[Rows from a dataset]
—————

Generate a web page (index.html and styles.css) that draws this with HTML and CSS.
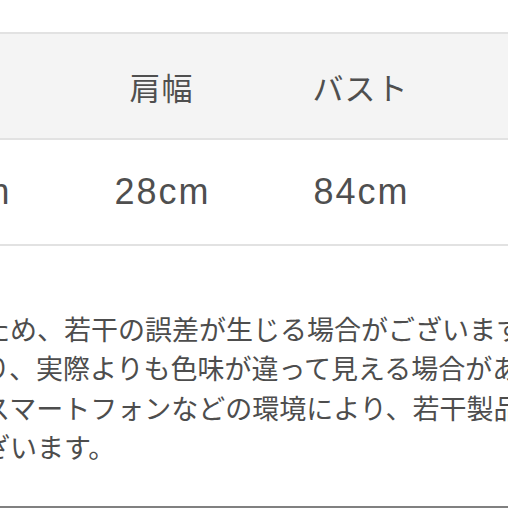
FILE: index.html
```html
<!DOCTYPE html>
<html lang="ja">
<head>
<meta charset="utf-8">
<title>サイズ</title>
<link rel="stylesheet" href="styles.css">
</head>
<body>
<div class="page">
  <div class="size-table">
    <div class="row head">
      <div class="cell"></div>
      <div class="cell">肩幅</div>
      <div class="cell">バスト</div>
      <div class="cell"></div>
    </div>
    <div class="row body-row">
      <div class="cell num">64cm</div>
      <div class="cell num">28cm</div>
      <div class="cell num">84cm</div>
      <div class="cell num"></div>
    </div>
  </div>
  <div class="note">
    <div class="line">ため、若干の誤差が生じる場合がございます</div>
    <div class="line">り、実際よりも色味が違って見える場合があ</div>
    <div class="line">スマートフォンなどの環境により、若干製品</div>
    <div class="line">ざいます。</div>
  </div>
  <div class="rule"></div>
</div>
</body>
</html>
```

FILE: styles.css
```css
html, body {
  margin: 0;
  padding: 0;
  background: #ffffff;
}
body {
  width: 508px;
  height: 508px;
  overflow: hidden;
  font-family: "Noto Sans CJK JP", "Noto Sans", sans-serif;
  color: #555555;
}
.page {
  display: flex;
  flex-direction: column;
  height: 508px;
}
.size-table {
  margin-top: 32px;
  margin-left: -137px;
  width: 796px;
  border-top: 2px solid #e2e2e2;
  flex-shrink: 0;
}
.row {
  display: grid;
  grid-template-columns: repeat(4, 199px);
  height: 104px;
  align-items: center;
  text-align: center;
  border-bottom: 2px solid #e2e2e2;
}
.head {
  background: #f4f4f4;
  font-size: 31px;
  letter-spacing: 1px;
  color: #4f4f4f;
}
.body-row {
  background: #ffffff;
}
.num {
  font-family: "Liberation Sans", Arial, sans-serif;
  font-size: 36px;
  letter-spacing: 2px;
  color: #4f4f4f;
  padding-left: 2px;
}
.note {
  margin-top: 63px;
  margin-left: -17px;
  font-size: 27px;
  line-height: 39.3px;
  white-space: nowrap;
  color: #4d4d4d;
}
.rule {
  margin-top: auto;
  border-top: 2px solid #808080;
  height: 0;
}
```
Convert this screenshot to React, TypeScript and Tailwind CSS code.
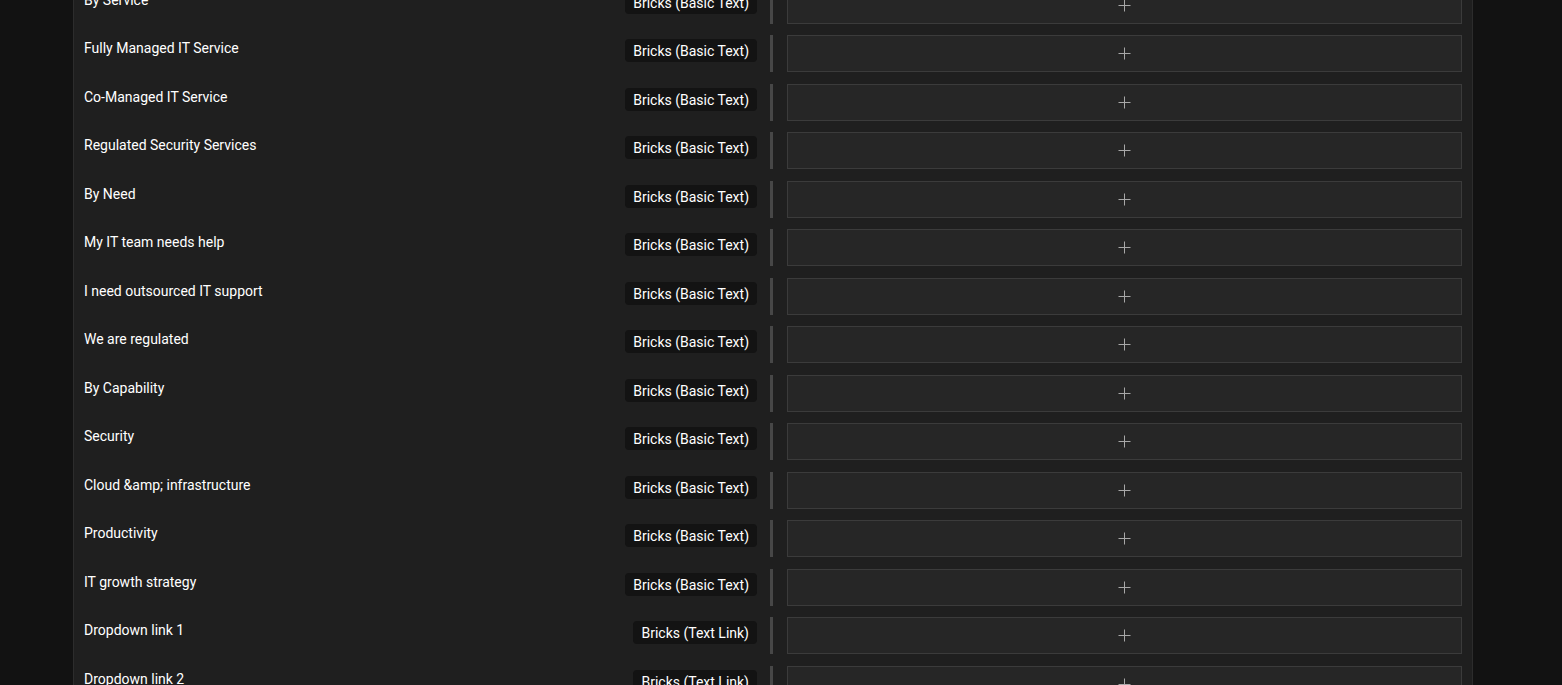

—————

• _Task instructions_: Look through the entries above and count each line holding "page"; report the count alone.

• _Worked answer_: 3